EEOC Fact Sheet: FAQ on New Rules for Health Incentives

Washington is on its way to clearing the path for employers to reduce health care costs by incentivizing healthy behaviors in employees. The Affordable Care Act (ACA), which was signed into law in 2010, allowed these incentive programs, but the Equal Employment Opportunity Commission (EEOC) raised questions about their legal implementation. After years of litigation, the EEOC on April 16, 2015 proposed a rule clarifying how companies can take advantage of the Affordable Care Act’s provisions.

Employers have more options than ever before to cultivate healthier employees and cut costs. Now, the challenge is designing benefits programs that comply with the rules and are not burdensome to manage. 

What kind of programs does the proposed rule apply to? 

The Affordable Care Act (ACA) allows employers to offer employees incentives to improve their health. Some of these programs ask employees to engage in healthy behavior – like becoming more active, not smoking, or eating better. Some ask employees to complete health risk assessments or screenings for risk factors – like high blood pressure or high cholesterol. Under the ACA, there are two types of these programs:

Participatory: These are programs that don’t require an individual to satisfy a health standard to get the incentive. For example, a program that reimburses employees for a gym membership.

Health-Contingent: These programs require an individual to reach a health goal to get the incentive. There are two types:

  • Activity-only: Employees are required to engage in an activity, like a diet or exercise program, to get the incentive.
  • Outcome-based: Employees have to meet a health standard or follow a program towards meeting that standard to get the incentive. For example, an employer screens for high blood pressure and offers a reward to employees with healthy blood pressure or employees who take steps to lower their blood pressure.

What are the rules for designing these programs?

1) Programs must be voluntary. Under the EEOC’s proposed rule, both participatory and health-contingent programs must be voluntary. This means that employers:

  • May not require employees to participate.
  • May not deny access to health coverage or limit coverage for non-participation.
  • May not take any adverse employment action or retaliate against, interfere with, coerce, intimidate, or threaten employees.

2) Programs must be “reasonably designed” to promote health or prevent disease.  Both participatory and health-contingent programs must have a reasonable chance of improving the health or preventing disease in participating employees, must not be overly burdensome, and must not violate the Americans with Disabilities Act (ADA).  For example, a program that collects medical information from employees, but does not use it to design programs that would improve employee health is not reasonably designed. 
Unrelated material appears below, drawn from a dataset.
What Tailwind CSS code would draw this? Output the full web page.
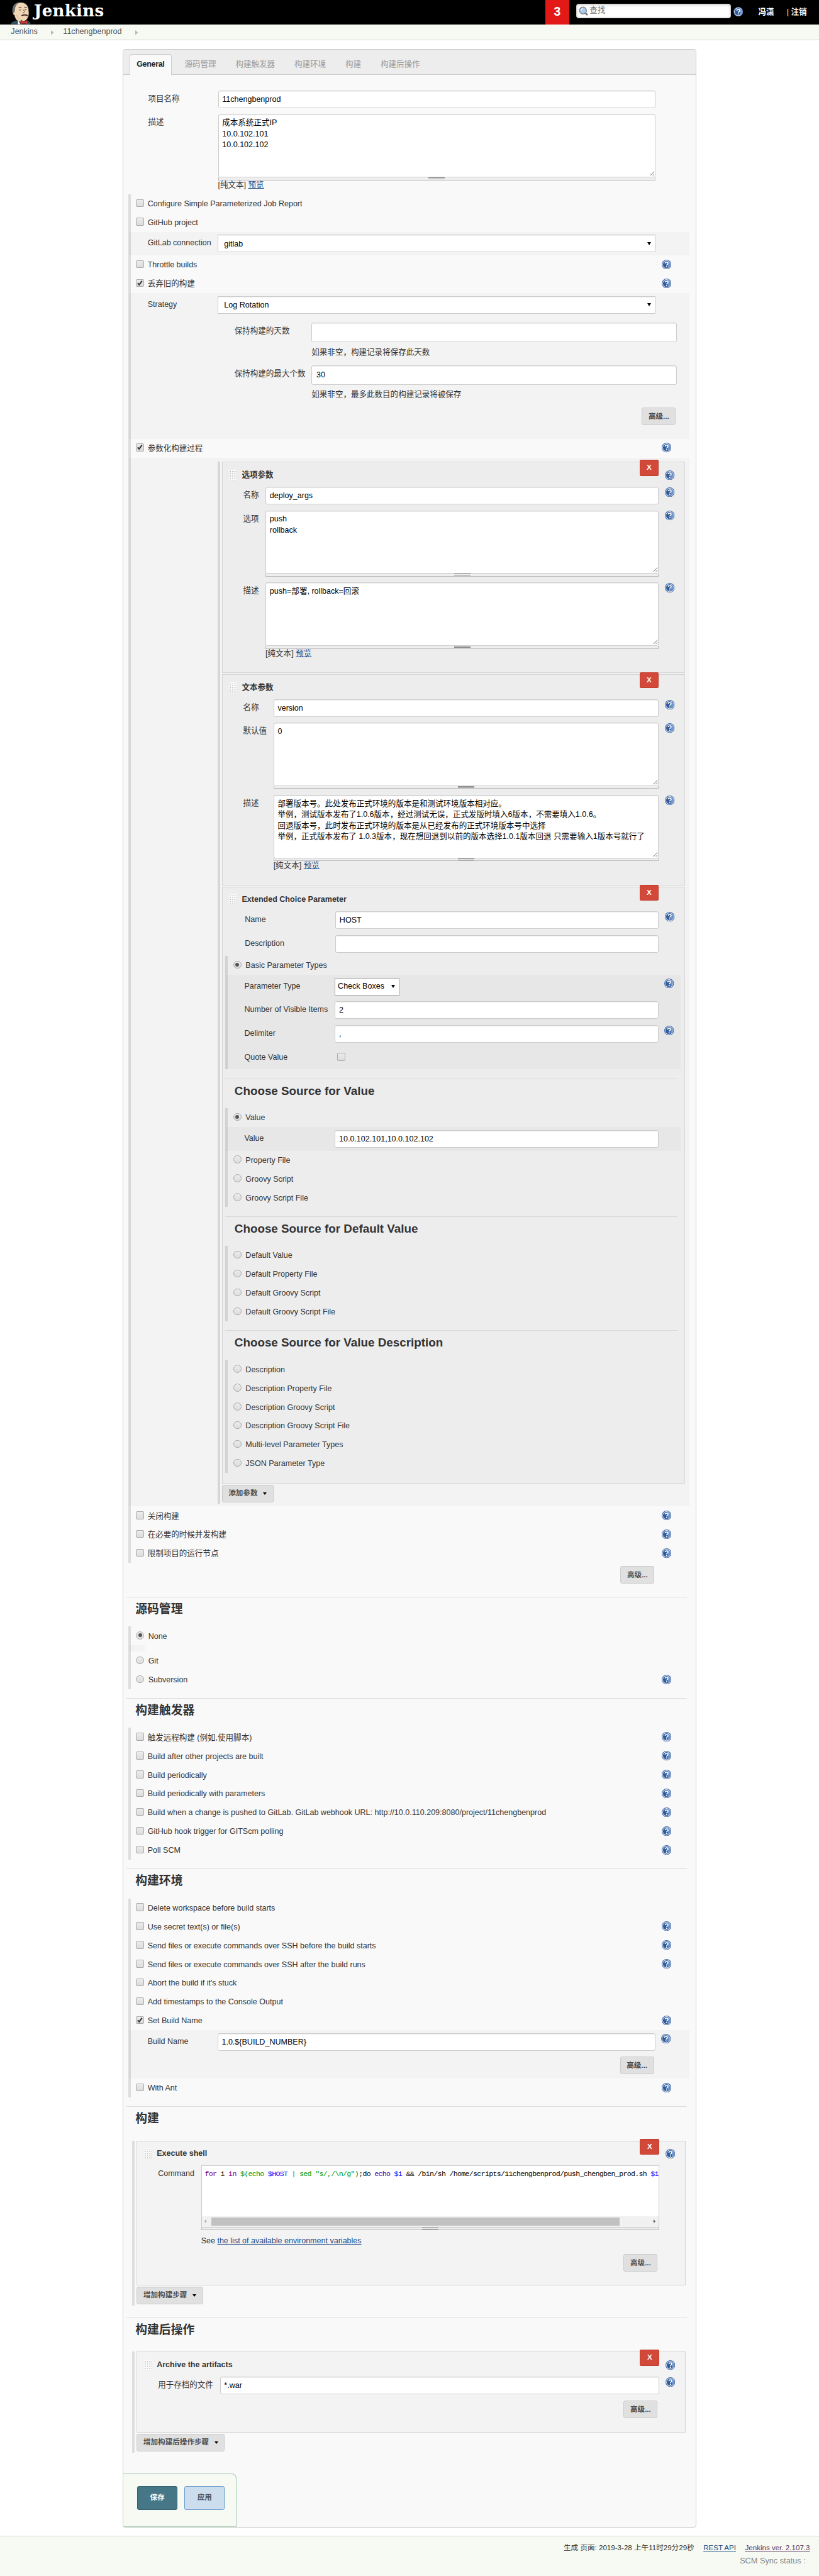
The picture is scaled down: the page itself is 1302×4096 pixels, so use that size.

3) Employers must provide notice of how medical information is collected and shared.  Employees must receive a notice that describes what medical information will be collected, who it will be shared with, how it will be used, and its confidentiality.  
 
4) Employers must give employees the opportunity to qualify for an incentives program at least once a year. Employers can let their employees join the program more than once per year, if desired.

5) Incentives must be limited to 30 percent of the cost of the employee’s health coverage. According to the final ACA rule, health-contingent programs must not exceed 30 percent of the total cost of the individual employee’s health plan (50 percent for tobacco cessation programs). For example, if the total cost for Jane’s health care plan is $5,000 – Jane paying $1,000 and her employer paying $4,000 – the maximum incentive for Jane is $1,500, or 30 percent of $5,000. 

The EEOC’s proposed rule adopts this limit, but it makes two changes. First, it extends the limit to include participatory programs when they require employees to answer disability-related inquires or take medical examinations. Second, it says that some tobacco cessation programs – those that subject employees to a medical screening – are also subject to the 30 percent limit. 

6) Employers must provide reasonable accommodations or alternatives that enable employees unable to participate to earn the incentive. While in the ACA rule, this guideline applied to health-contingent programs, the EEOC’s proposed rule extends it to participatory programs. 

  • Example of an accommodation: If an employer offers an incentive for employees to attend a nutrition class, a sign language interpreter must be provided for a deaf employee who needs one to participate in the class. 
  • Example of an alternative: An incentives program requires a health screening that includes drawing blood. If an employee’s disability would make that test dangerous, an employer would need to provide a different kind of health screening.
  • An employer also should provide information about the program in alternative formats for employees with disabilities—for example, a Braille version of the materials for a visually impaired employee. 

7) Employers must disclose the availability of the reasonable alternative. Employers must describe the alternative or waiver of requirements in all materials describing the terms of a program. For outcome based-wellness programs, this notice must also be included in any disclosure that an individual did not satisfy an initial outcome-based standard.

When do the EEOC’s rule changes go into effect? 

The EEOC proposed rule is not final. It is open for public comment until June 19, 2015. As the new rules develop, Jiff is staying on top of changes to help you optimize your incentives programs.